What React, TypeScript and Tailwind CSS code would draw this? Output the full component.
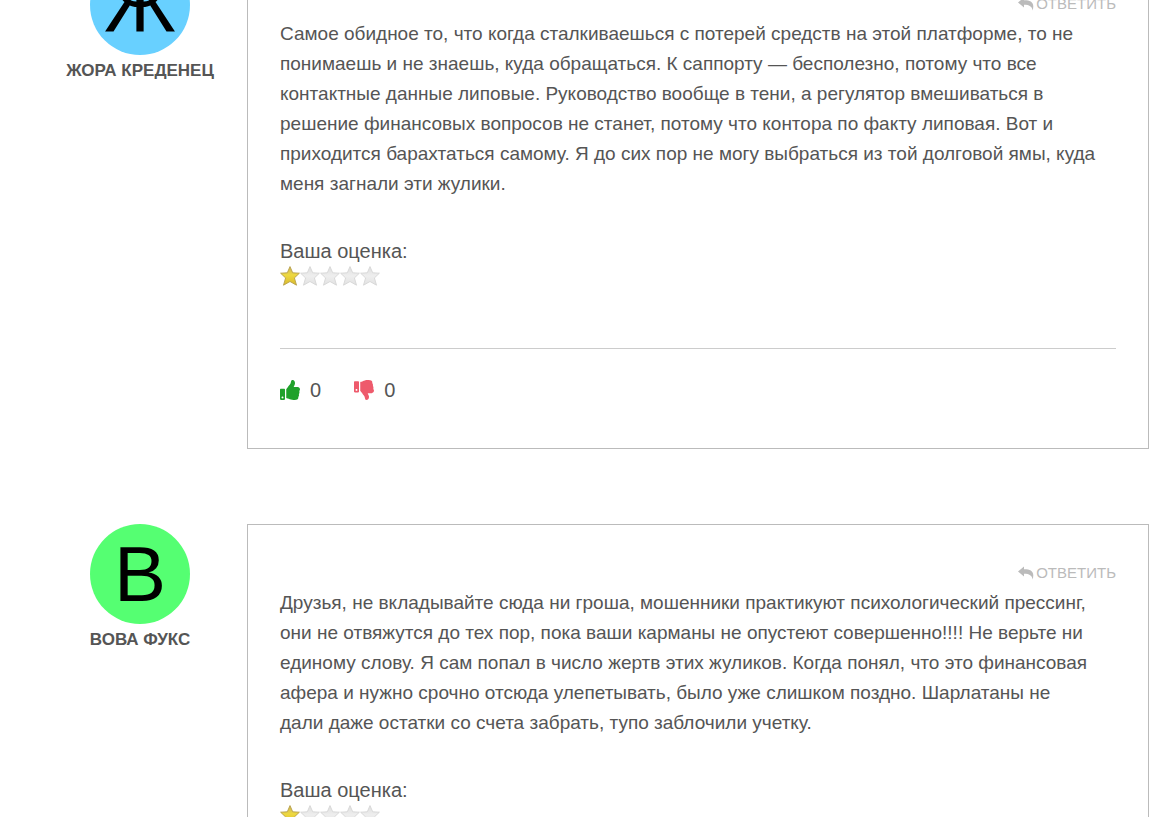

····················

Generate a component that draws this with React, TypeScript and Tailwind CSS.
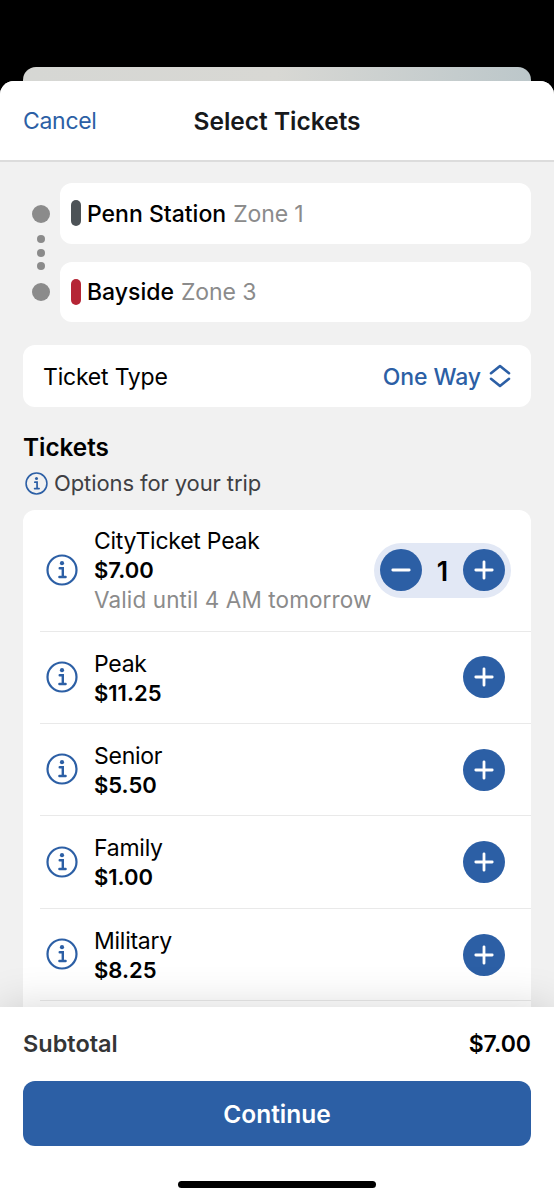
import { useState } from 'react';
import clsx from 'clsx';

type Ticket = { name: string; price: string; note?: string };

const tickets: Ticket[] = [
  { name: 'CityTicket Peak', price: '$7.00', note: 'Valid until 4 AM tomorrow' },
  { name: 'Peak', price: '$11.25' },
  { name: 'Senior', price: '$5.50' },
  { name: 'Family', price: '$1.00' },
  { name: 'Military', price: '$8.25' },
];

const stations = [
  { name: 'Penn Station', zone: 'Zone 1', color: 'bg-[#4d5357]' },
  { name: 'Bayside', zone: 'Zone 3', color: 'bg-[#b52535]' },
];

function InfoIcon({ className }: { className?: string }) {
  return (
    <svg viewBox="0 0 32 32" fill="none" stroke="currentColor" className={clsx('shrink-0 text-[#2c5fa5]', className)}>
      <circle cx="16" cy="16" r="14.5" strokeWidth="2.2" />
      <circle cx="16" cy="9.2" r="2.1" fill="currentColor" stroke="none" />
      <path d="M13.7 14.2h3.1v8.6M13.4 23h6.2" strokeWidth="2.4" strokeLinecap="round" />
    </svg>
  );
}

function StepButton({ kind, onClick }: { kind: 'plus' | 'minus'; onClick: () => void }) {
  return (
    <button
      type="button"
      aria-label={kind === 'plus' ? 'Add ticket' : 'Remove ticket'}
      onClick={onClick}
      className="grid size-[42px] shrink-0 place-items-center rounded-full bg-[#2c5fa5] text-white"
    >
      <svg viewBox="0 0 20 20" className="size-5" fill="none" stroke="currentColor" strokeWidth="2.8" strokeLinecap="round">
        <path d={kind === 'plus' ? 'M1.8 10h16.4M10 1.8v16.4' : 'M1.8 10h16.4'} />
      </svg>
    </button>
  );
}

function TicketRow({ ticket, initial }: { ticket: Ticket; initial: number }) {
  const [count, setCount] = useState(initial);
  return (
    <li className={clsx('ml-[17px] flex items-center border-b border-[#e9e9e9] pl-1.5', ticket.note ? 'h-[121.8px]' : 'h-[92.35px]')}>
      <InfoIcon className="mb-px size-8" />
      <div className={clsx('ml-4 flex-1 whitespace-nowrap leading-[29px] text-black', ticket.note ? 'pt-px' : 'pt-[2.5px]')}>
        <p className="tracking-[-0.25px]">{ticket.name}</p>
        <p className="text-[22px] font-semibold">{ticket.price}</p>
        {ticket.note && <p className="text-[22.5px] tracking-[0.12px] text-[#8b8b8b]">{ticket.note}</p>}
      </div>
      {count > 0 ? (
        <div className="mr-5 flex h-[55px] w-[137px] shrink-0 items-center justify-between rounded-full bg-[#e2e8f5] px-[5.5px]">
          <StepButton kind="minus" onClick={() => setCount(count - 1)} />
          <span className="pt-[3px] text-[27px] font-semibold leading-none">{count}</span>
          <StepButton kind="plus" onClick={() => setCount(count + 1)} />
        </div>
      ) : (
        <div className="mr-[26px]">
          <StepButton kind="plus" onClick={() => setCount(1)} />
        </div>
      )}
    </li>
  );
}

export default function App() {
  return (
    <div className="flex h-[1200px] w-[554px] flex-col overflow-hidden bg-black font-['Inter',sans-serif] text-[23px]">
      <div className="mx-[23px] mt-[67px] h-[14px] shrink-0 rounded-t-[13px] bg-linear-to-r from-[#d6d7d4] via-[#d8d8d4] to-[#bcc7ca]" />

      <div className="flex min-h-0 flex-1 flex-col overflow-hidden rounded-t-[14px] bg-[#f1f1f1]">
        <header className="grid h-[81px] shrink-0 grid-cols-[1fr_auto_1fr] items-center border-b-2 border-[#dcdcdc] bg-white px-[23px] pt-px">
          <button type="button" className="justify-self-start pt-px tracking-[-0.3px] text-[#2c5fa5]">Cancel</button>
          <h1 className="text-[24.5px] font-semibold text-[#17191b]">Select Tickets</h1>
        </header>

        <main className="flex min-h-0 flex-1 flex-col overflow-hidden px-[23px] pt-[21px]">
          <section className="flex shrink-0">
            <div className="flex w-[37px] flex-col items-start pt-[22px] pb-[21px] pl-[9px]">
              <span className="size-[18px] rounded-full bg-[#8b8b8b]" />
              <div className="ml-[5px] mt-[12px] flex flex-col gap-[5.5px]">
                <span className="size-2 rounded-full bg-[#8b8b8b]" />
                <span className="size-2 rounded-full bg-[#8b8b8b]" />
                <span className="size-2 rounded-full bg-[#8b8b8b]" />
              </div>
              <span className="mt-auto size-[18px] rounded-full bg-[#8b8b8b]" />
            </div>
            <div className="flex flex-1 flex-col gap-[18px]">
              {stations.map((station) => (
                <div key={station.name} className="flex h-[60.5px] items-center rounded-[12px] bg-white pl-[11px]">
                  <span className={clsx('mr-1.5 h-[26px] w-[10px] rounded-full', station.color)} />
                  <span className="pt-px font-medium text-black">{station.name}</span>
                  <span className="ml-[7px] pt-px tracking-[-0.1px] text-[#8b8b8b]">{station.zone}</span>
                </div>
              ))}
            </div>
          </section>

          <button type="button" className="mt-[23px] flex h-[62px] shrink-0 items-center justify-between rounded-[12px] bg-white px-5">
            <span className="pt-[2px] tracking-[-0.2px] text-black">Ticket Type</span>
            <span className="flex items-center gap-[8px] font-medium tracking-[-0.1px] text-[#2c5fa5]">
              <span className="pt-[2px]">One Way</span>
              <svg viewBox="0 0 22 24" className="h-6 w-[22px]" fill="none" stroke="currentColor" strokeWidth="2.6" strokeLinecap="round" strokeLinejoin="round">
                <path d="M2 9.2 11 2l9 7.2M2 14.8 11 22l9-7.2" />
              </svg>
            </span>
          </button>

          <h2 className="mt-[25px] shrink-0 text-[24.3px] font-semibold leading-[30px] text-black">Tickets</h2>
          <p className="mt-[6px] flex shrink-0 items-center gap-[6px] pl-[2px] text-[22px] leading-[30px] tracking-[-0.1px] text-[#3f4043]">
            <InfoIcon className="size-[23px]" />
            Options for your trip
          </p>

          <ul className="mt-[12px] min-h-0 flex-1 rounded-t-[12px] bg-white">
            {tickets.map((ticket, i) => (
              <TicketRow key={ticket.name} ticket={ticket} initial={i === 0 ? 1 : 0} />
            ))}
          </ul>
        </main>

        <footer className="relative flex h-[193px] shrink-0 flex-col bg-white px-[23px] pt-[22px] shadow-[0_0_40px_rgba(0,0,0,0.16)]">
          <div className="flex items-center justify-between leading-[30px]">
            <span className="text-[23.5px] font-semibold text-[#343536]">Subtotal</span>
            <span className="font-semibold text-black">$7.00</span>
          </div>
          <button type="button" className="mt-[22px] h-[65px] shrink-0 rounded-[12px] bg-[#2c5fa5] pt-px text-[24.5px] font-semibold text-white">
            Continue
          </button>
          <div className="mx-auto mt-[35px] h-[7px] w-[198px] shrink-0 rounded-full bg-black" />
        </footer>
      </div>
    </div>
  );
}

····················

Leave the pictures out and copy exactly the lines from the one with "Generate a component" to the one with "string; price: string;", both included.

* Solution:
Generate a component that draws this with React, TypeScript and Tailwind CSS.
import { useState } from 'react';
import clsx from 'clsx';

type Ticket = { name: string; price: string; note?: string };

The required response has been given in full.